To really learn the secrets of the gurus, I gotta spend some money. After all, the honest ones will confess those free reports they give you aren't even worth that much.

So for a mere $997, I can get a glimpse of their incredible wisdom sloppily photocopied and loaded into 3-ring binders. Ten-thousand pages. Delivered to my door. Ah, the personal touch!

Is there a better learning system out there? This mogul needs better training is she's going to succeed.

The Dog's Hungry and So Am I

The definition of "being hungry" changes with age.

We're born, and it means, "give me milk so I can survive."

We reach adolescence and it means, "bring me a hot dog…and lots of friends, status, dates, cool clothes, a hot car…"

We enter the job market and being hungry translates into, "bring me challenges and riches, excitement way beyond the need for mere nourishment. Challenge my creative spirit, reward me with expensive toys, giving me tangible proof so I can flaunt my talents on the world stage."
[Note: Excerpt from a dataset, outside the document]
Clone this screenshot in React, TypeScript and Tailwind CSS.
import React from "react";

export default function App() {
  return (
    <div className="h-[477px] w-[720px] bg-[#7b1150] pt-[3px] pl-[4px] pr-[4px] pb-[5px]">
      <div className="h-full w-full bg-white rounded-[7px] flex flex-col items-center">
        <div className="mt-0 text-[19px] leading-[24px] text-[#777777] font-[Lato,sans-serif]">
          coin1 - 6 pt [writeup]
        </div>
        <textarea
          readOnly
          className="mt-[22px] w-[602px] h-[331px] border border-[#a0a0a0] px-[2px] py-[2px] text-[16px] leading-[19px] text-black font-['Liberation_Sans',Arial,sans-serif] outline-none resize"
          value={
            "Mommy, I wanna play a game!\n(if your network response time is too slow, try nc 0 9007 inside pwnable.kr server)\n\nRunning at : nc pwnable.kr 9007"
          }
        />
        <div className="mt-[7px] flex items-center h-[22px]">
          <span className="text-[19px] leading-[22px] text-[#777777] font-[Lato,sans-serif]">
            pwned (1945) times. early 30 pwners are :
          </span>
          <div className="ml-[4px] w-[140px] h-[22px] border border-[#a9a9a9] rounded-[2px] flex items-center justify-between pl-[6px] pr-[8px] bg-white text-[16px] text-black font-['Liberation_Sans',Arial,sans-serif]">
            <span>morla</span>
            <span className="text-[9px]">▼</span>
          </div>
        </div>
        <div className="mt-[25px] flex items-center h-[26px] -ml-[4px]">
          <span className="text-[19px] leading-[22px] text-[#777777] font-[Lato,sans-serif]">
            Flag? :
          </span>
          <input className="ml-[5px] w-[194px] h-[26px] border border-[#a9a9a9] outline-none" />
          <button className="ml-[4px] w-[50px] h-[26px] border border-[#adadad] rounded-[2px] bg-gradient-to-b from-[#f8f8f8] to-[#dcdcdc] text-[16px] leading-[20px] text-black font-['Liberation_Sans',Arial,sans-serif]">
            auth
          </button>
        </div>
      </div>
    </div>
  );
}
Geez, it's embarrassing to admit, but after my "distinguished" career, (translation: twenty-five years as a cog in the wage-slave wheel) the phrase reverts back to just the basics. I'm hungry to fill the cupboard with food so I can survive. I'm not worried about satisfying a creative drive and I don't require riches, just enough to keep a sturdy roof over my head. The same basic needs my dog has. Luckily for her, she's clueless that the piece of lunch meat I'm sharing is getting harder and harder to replenish.

It's now been nearly a year without a paycheck.

Survival in the economic world. Remember the TV commercial for the large financial institution that praised the American spirit by claiming, "most people want to succeed, not just survive." True, true. But how exactly do you define success? Unfortunately, reality forces many hardworking people into being grateful for mere survival and realizing that to survive IS to succeed.